WHAT IS ASKED: Identify each line in the records below that contains the word "rendering", and copy it.

GIVEN RECORDS:
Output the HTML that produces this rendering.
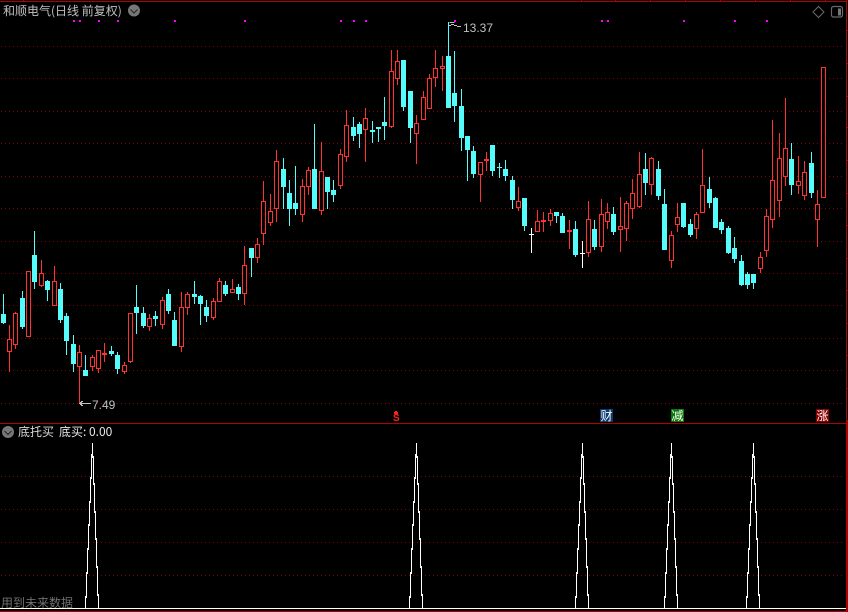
<!DOCTYPE html>
<html><head><meta charset="utf-8"><title>和顺电气</title>
<style>
html,body{margin:0;padding:0;background:#000;width:848px;height:612px;overflow:hidden}
body{position:relative;font-family:"Liberation Sans","WenQuanYi Zen Hei","Noto Sans CJK SC",sans-serif}
svg{position:absolute;left:0;top:0}
.t{position:absolute;white-space:nowrap;font-size:12px;line-height:14px;font-family:"WenQuanYi Zen Hei","Noto Sans CJK SC",sans-serif}
.n{position:absolute;white-space:nowrap;font-size:12px;line-height:14px;font-family:"Liberation Sans",sans-serif}
.b{position:absolute;width:13px;height:13px;color:#fff;font-size:12px;line-height:13px;text-align:center;font-family:"WenQuanYi Zen Hei","Noto Sans CJK SC",sans-serif}
</style></head><body>
<svg width="848" height="612" viewBox="0 0 848 612" shape-rendering="crispEdges">
<path fill="none" stroke="#8a0000" stroke-dasharray="1 3" d="M1 46.5H844M1 78.5H844M1 111.5H844M1 143.5H844M1 176.5H844M1 208.5H844M1 241.5H844M1 273.5H844M1 305.5H844M1 338.5H844M1 370.5H844M1 403.5H844M1 476.5H844M1 509.5H844M1 542.5H844M1 575.5H844"/>
<path fill="none" stroke="#b00000" d="M0 1.5H846M846.5 0V612M0 423.5H846M0 611.5H848M847.5 420V612M23.5 0V1M581.5 0V1M615.5 0V1M650.5 0V1M685.5 0V1M720.5 0V1M755.5 0V1M790.5 0V1M825.5 0V1M847 30.5h1M847 63.5h1M847 96.5h1M847 127.5h1M847 160.5h1M847 193.5h1M847 225.5h1M847 258.5h1M847 290.5h1M847 323.5h1M847 355.5h1M847 388.5h1"/>
<path fill="#ff00ff" d="M73 20h2v2h-2zM79 20h2v2h-2zM98 20h2v2h-2zM117 20h2v2h-2zM174 20h2v2h-2zM244 20h2v2h-2zM340 20h2v2h-2zM353 20h2v2h-2zM365 20h2v2h-2zM454 20h2v2h-2zM601 20h2v2h-2zM607 20h2v2h-2zM683 20h2v2h-2zM734 20h2v2h-2zM766 20h2v2h-2z"/>
<!-- cyan wicks -->
<path fill="none" stroke="#54fcfc" d="M3.5 294V324M22.5 291V329M34.5 231V289M47.5 280V301M60.5 283V323M66.5 313V355M73.5 335V372M85.5 355V376M111.5 346V356M117.5 352V374M136.5 285V334M143.5 307V328M155.5 311V326M168.5 289V314M174.5 312V346M194.5 281V304M200.5 295V325M206.5 300V322M225.5 281V296M238.5 284V300M251.5 248V277M283.5 158V209M289.5 180V226M295.5 166V215M314.5 124V209M327.5 177V209M333.5 180V202M353.5 117V141M359.5 122V148M372.5 121V143M378.5 127V142M384.5 97V140M403.5 60V111M410.5 91V143M448.5 22V108M454.5 51V122M461.5 89V151M467.5 136V181M473.5 146V178M492.5 145V176M499.5 163V178M505.5 160V181M512.5 176V209M524.5 198V231M556.5 212V223M562.5 213V233M575.5 221V257M594.5 220V250M613.5 207V235M645.5 153V195M658.5 161V200M664.5 189V250M683.5 203V228M690.5 219V237M709.5 177V208M715.5 197V228M721.5 219V234M728.5 226V254M734.5 237V263M741.5 255V286M747.5 272V289M753.5 274V289M791.5 143V195M811.5 152V198"/>
<!-- cyan bodies -->
<path fill="#54fcfc" d="M1 314h5V323h-5zM20 298h5V327h-5zM32 255h5V282h-5zM45 281h5V290h-5zM58 289h5V320h-5zM64 316h5V341h-5zM71 344h5V364h-5zM83 370h5V376h-5zM109 351h5V354h-5zM115 355h5V369h-5zM134 307h5V313h-5zM141 313h5V326h-5zM153 316h5V319h-5zM166 294h5V311h-5zM172 320h5V346h-5zM192 294h5V297h-5zM198 296h5V304h-5zM204 307h5V316h-5zM223 285h5V294h-5zM236 287h5V294h-5zM249 248h5V258h-5zM281 169h5V187h-5zM287 193h5V209h-5zM293 203h5V209h-5zM312 169h5V209h-5zM325 177h5V192h-5zM331 190h5V195h-5zM351 127h5V136h-5zM357 124h5V134h-5zM370 130h5V132h-5zM376 127h5V129h-5zM382 122h5V126h-5zM401 60h5V107h-5zM408 91h5V128h-5zM446 56h5V108h-5zM452 93h5V106h-5zM459 106h5V138h-5zM465 136h5V150h-5zM471 151h5V174h-5zM490 145h5V171h-5zM497 167h5V168h-5zM503 169h5V176h-5zM510 180h5V200h-5zM522 198h5V226h-5zM554 212h5V216h-5zM560 216h5V233h-5zM573 229h5V255h-5zM592 229h5V247h-5zM611 214h5V232h-5zM643 169h5V183h-5zM656 169h5V196h-5zM662 204h5V250h-5zM681 203h5V227h-5zM688 224h5V235h-5zM707 189h5V203h-5zM713 198h5V228h-5zM719 222h5V230h-5zM726 228h5V253h-5zM732 248h5V259h-5zM739 261h5V285h-5zM745 274h5V285h-5zM751 274h5V283h-5zM789 159h5V185h-5zM809 163h5V193h-5z"/>
<!-- red wicks -->
<path fill="none" stroke="#ff3232" d="M9.5 325V372M15.5 312V349M41.5 260V287M54.5 266V306M79.5 345V403M92.5 355V371M98.5 350V373M124.5 362V374M130.5 313V363M149.5 314V331M162.5 297V329M181.5 292V352M187.5 292V315M213.5 298V320M219.5 278V302M232.5 279V293M244.5 246V305M257.5 238V263M263.5 181V245M270.5 194V226M276.5 150V222M302.5 179V222M308.5 167V195M321.5 142V215M340.5 149V189M346.5 110V162M365.5 108V162M391.5 50V128M397.5 50V85M416.5 115V164M423.5 91V120M429.5 74V109M435.5 50V87M442.5 56V91M480.5 162V202M518.5 187V211M537.5 210V232M550.5 209V226M588.5 201V257M601.5 199V252M607.5 203V229M620.5 197V252M626.5 201V241M632.5 179V219M639.5 152V208M651.5 157V195M671.5 231V268M677.5 203V232M696.5 212V239M702.5 149V213M760.5 252V273M766.5 209V257M772.5 120V228M779.5 133V217M785.5 98V186M798.5 156V194M804.5 161V200M817.5 190V247M104.5 343V362M486.5 152V171M543.5 212V232M569.5 220V249"/>
<!-- red hollow bodies -->
<path fill="#000" stroke="#ff3232" d="M7.5 339.5h4V351.5h-4zM13.5 313.5h4V344.5h-4zM26.5 271.5h4V336.5h-4zM39.5 273.5h4V285.5h-4zM52.5 281.5h4V305.5h-4zM77.5 352.5h4V366.5h-4zM90.5 357.5h4V366.5h-4zM96.5 350.5h4V368.5h-4zM122.5 365.5h4V371.5h-4zM128.5 313.5h4V361.5h-4zM147.5 318.5h4V326.5h-4zM160.5 300.5h4V324.5h-4zM179.5 307.5h4V346.5h-4zM185.5 294.5h4V307.5h-4zM211.5 301.5h4V317.5h-4zM217.5 281.5h4V301.5h-4zM230.5 289.5h4V292.5h-4zM242.5 265.5h4V293.5h-4zM255.5 244.5h4V257.5h-4zM261.5 201.5h4V233.5h-4zM268.5 211.5h4V222.5h-4zM274.5 161.5h4V208.5h-4zM300.5 186.5h4V214.5h-4zM306.5 170.5h4V186.5h-4zM319.5 171.5h4V210.5h-4zM338.5 154.5h4V185.5h-4zM344.5 125.5h4V156.5h-4zM363.5 118.5h4V129.5h-4zM389.5 71.5h4V126.5h-4zM395.5 61.5h4V78.5h-4zM414.5 123.5h4V133.5h-4zM421.5 97.5h4V119.5h-4zM427.5 78.5h4V108.5h-4zM433.5 68.5h4V77.5h-4zM440.5 66.5h4V68.5h-4zM478.5 162.5h4V174.5h-4zM516.5 201.5h4V207.5h-4zM535.5 221.5h4V231.5h-4zM548.5 213.5h4V220.5h-4zM586.5 219.5h4V252.5h-4zM599.5 214.5h4V246.5h-4zM605.5 212.5h4V221.5h-4zM618.5 226.5h4V229.5h-4zM624.5 203.5h4V228.5h-4zM630.5 193.5h4V208.5h-4zM637.5 174.5h4V206.5h-4zM649.5 158.5h4V184.5h-4zM669.5 235.5h4V260.5h-4zM675.5 217.5h4V224.5h-4zM694.5 214.5h4V228.5h-4zM700.5 185.5h4V212.5h-4zM758.5 257.5h4V268.5h-4zM764.5 216.5h4V250.5h-4zM770.5 180.5h4V219.5h-4zM777.5 158.5h4V200.5h-4zM783.5 148.5h4V176.5h-4zM796.5 181.5h4V185.5h-4zM802.5 172.5h4V195.5h-4zM815.5 204.5h4V219.5h-4zM821.5 67.5h4V197.5h-4z"/>
<!-- solid red dashes -->
<path fill="#ff3232" d="M102 353h5v2h-5zM484 159h5v2h-5zM541 220h5v2h-5zM567 230h5v2h-5z"/>
<!-- white crosses -->
<path fill="none" stroke="#fff" d="M531.5 228V253M529 234.5h5M582.5 241V268M580 253.5h5"/>
<!-- high/low markers -->
<path fill="none" stroke="#c0c0c0" d="M449.5 22.5h5M449 25.5h2M451 24.5h3M454 25.5h3M457 26.5h4M79 403.5h12M80 402.5h2M81 401.5h2M80 404.5h2M81 405.5h2"/>
<!-- bottom panel -->
<defs><path id="pk" fill="none" stroke="#fff" d="M92.5 443v13m-1 -2v25m-1 -2v26m-1 -2v25m-1 -2v26m-1 -2v26m-1 -2v26m-1 -2v13M92.5 443v15m1 -2v29m1 -2v30m1 -2v29m1 -2v30m1 -2v30m1 -2v15"/></defs>
<use href="#pk"/><use href="#pk" x="324"/><use href="#pk" x="490"/><use href="#pk" x="579"/><use href="#pk" x="661"/>
<path fill="none" stroke="#fff" d="M0 608.5H846"/>
<!-- S triangle -->
<path fill="#ff2020" d="M395 411h2v1h-2zM394 412h4v2h-4z"/>
<!-- top-right icons -->
<g shape-rendering="auto" fill="none" stroke="#6a6a6a">
<path d="M818.5 6.5l5.5 5.5-5.5 5.5-5.5-5.5z"/>
<rect x="831.5" y="6.5" width="11" height="10.5" rx="2" stroke-width="1.2"/>
<rect x="838" y="8.5" width="3" height="7" fill="#777" stroke="none"/>
<circle cx="134" cy="10.5" r="6" fill="#777" stroke="none"/>
<path d="M130.5 9.5l3.5 3.5 3.5-3.5" stroke="#2c2c2c" stroke-width="1.2"/>
<circle cx="8" cy="432" r="6" fill="#777" stroke="none"/>
<path d="M4.5 431l3.5 3.5 3.5-3.5" stroke="#2c2c2c" stroke-width="1.2"/>
</g>
</svg>
<div class="t" style="left:3px;top:4px;color:#c0c0c0">和顺电气(日线 前复权)</div>
<div class="t" style="left:18px;top:425px;color:#d8d8d8">底托买</div>
<div class="t" style="left:59px;top:425px;color:#e8e8e8">底买: 0.00</div>
<div class="t" style="left:1px;top:596px;color:#707070">用到未来数据</div>
<div class="n" style="left:463px;top:21px;color:#c0c0c0">13.37</div>
<div class="n" style="left:92px;top:398px;color:#c0c0c0">7.49</div>
<div class="t" style="left:393px;top:414px;width:7px;color:#ff2020;font-size:10px;line-height:9px;font-family:'Liberation Sans',sans-serif;font-weight:bold">S</div>
<div class="b" style="left:600px;top:409px;background:#0a3a70">财</div>
<div class="b" style="left:671px;top:409px;background:#0a780a">减</div>
<div class="b" style="left:816px;top:409px;background:#860000">涨</div>
</body></html>
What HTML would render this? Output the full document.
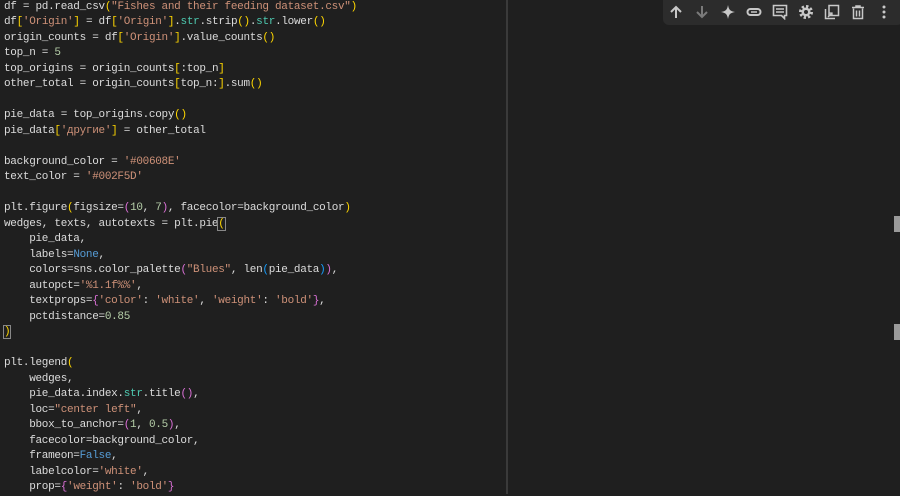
<!DOCTYPE html>
<html><head><meta charset="utf-8"><style>
html,body{margin:0;padding:0;}
body{width:900px;height:494px;background:#1f1f1f;overflow:hidden;position:relative;font-family:"Liberation Mono",monospace;font-size:11px;letter-spacing:-0.3px;color:#dcdcdc;}
.l{position:absolute;left:4px;height:15.5px;line-height:15.5px;white-space:pre;margin-top:0.5px}
.s{color:#ce9178}.k{color:#569cd6}.n{color:#b5cea8}.t{color:#4ec9b0}
.y{color:#ffd700}.p{color:#da70d6}.b{color:#179fff}
.div{position:absolute;left:506px;top:0;width:2px;height:494px;background:#3a3a3a}
.sb{position:absolute;left:894px;width:6px;height:16px;background:#9a9a9a}
.tb{position:absolute;left:663px;top:0;width:240px;height:25px;background:#2c2c2c;border-radius:0 0 6px 6px;}
.tb svg{position:absolute;top:4px}
</style></head><body>
<div class="l" style="top:-1px">df = pd.read_csv<span class="y">(</span><span class="s">"Fishes and their feeding dataset.csv"</span><span class="y">)</span></div>
<div class="l" style="top:14.5px">df<span class="y">[</span><span class="s">'Origin'</span><span class="y">]</span> = df<span class="y">[</span><span class="s">'Origin'</span><span class="y">]</span>.<span class="t">str</span>.strip<span class="y">()</span>.<span class="t">str</span>.lower<span class="y">()</span></div>
<div class="l" style="top:30px">origin_counts = df<span class="y">[</span><span class="s">'Origin'</span><span class="y">]</span>.value_counts<span class="y">()</span></div>
<div class="l" style="top:45.5px">top_n = <span class="n">5</span></div>
<div class="l" style="top:61px">top_origins = origin_counts<span class="y">[</span>:top_n<span class="y">]</span></div>
<div class="l" style="top:76.5px">other_total = origin_counts<span class="y">[</span>top_n:<span class="y">]</span>.sum<span class="y">()</span></div>
<div class="l" style="top:107.5px">pie_data = top_origins.copy<span class="y">()</span></div>
<div class="l" style="top:123px">pie_data<span class="y">[</span><span class="s">'другие'</span><span class="y">]</span> = other_total</div>
<div class="l" style="top:154px">background_color = <span class="s">'#00608E'</span></div>
<div class="l" style="top:169.5px">text_color = <span class="s">'#002F5D'</span></div>
<div class="l" style="top:200.5px">plt.figure<span class="y">(</span>figsize=<span class="p">(</span><span class="n">10</span>, <span class="n">7</span><span class="p">)</span>, facecolor=background_color<span class="y">)</span></div>
<div class="l" style="top:216px">wedges, texts, autotexts = plt.pie<span class="y" style="outline:1px solid #888">(</span></div>
<div class="l" style="top:231.5px">    pie_data,</div>
<div class="l" style="top:247px">    labels=<span class="k">None</span>,</div>
<div class="l" style="top:262.5px">    colors=sns.color_palette<span class="p">(</span><span class="s">"Blues"</span>, len<span class="b">(</span>pie_data<span class="b">)</span><span class="p">)</span>,</div>
<div class="l" style="top:278px">    autopct=<span class="s">'%1.1f%%'</span>,</div>
<div class="l" style="top:293.5px">    textprops=<span class="p">{</span><span class="s">'color'</span>: <span class="s">'white'</span>, <span class="s">'weight'</span>: <span class="s">'bold'</span><span class="p">}</span>,</div>
<div class="l" style="top:309px">    pctdistance=<span class="n">0.85</span></div>
<div class="l" style="top:324.5px"><span class="y" style="outline:1px solid #888">)</span></div>
<div class="l" style="top:355.5px">plt.legend<span class="y">(</span></div>
<div class="l" style="top:371px">    wedges,</div>
<div class="l" style="top:386.5px">    pie_data.index.<span class="t">str</span>.title<span class="p">()</span>,</div>
<div class="l" style="top:402px">    loc=<span class="s">"center left"</span>,</div>
<div class="l" style="top:417.5px">    bbox_to_anchor=<span class="p">(</span><span class="n">1</span>, <span class="n">0.5</span><span class="p">)</span>,</div>
<div class="l" style="top:433px">    facecolor=background_color,</div>
<div class="l" style="top:448.5px">    frameon=<span class="k">False</span>,</div>
<div class="l" style="top:464px">    labelcolor=<span class="s">'white'</span>,</div>
<div class="l" style="top:479.5px">    prop=<span class="p">{</span><span class="s">'weight'</span>: <span class="s">'bold'</span><span class="p">}</span></div>
<div class="div"></div>
<div class="sb" style="top:216px"></div>
<div class="sb" style="top:324px"></div>
<div class="tb">
<svg style="left:5px" width="16" height="16" viewBox="0 0 16 16"><path d="M8 14V3M3 8l5-5 5 5" stroke="#c8c8c8" stroke-width="2" fill="none"/></svg>
<svg style="left:31px" width="16" height="16" viewBox="0 0 16 16"><path d="M8 2v11M3 8l5 5 5-5" stroke="#7a7a7a" stroke-width="2" fill="none"/></svg>
<svg style="left:57px" width="16" height="16" viewBox="0 0 16 16"><path d="M8 1C9 6 10 7 15 8 10 9 9 10 8 15 7 10 6 9 1 8 6 7 7 6 8 1Z" fill="#c8c8c8"/></svg>
<svg style="left:83px" width="16" height="16" viewBox="0 0 16 16"><rect x="1.5" y="5" width="13" height="6" rx="3" stroke="#c8c8c8" stroke-width="2" fill="none"/><path d="M5 8h6" stroke="#c8c8c8" stroke-width="1.5"/></svg>
<svg style="left:109px" width="16" height="16" viewBox="0 0 16 16"><path d="M1.5 1.5h13v10h-2v3l-3-3h-8z" stroke="#c8c8c8" stroke-width="1.6" fill="none"/><path d="M4 5h8M4 8h8" stroke="#c8c8c8" stroke-width="1.4"/></svg>
<svg style="left:135px" width="16" height="16" viewBox="0 0 16 16"><circle cx="8" cy="8" r="5.5" fill="none" stroke="#c8c8c8" stroke-width="3" stroke-dasharray="2.3 2"/><circle cx="8" cy="8" r="4.5" fill="#c8c8c8"/><circle cx="8" cy="8" r="2" fill="#2c2c2c"/></svg>
<svg style="left:161px" width="16" height="16" viewBox="0 0 16 16"><path d="M5 1.5h9.5v10H5zM1.5 5v9.5H11" stroke="#c8c8c8" stroke-width="1.5" fill="none"/><path d="M4 13l4-4M5 9h3v3" stroke="#c8c8c8" stroke-width="1.3" fill="none"/></svg>
<svg style="left:187px" width="16" height="16" viewBox="0 0 16 16"><path d="M2 3.5h12M6 3.5V2h4v1.5M3.5 4.5v10h9v-10M6.5 6.5v6M9.5 6.5v6" stroke="#c8c8c8" stroke-width="1.5" fill="none"/></svg>
<svg style="left:213px" width="16" height="16" viewBox="0 0 16 16"><circle cx="8" cy="3" r="1.5" fill="#c8c8c8"/><circle cx="8" cy="8" r="1.5" fill="#c8c8c8"/><circle cx="8" cy="13" r="1.5" fill="#c8c8c8"/></svg>
</div>
</body></html>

SOLUTION FOR THIS PROBLEM:
Output the HTML that produces this rendering.
<svg width="848" height="612" viewBox="0 0 848 612" shape-rendering="crispEdges">
<g shape-rendering="auto" fill="none" stroke="#6a6a6a">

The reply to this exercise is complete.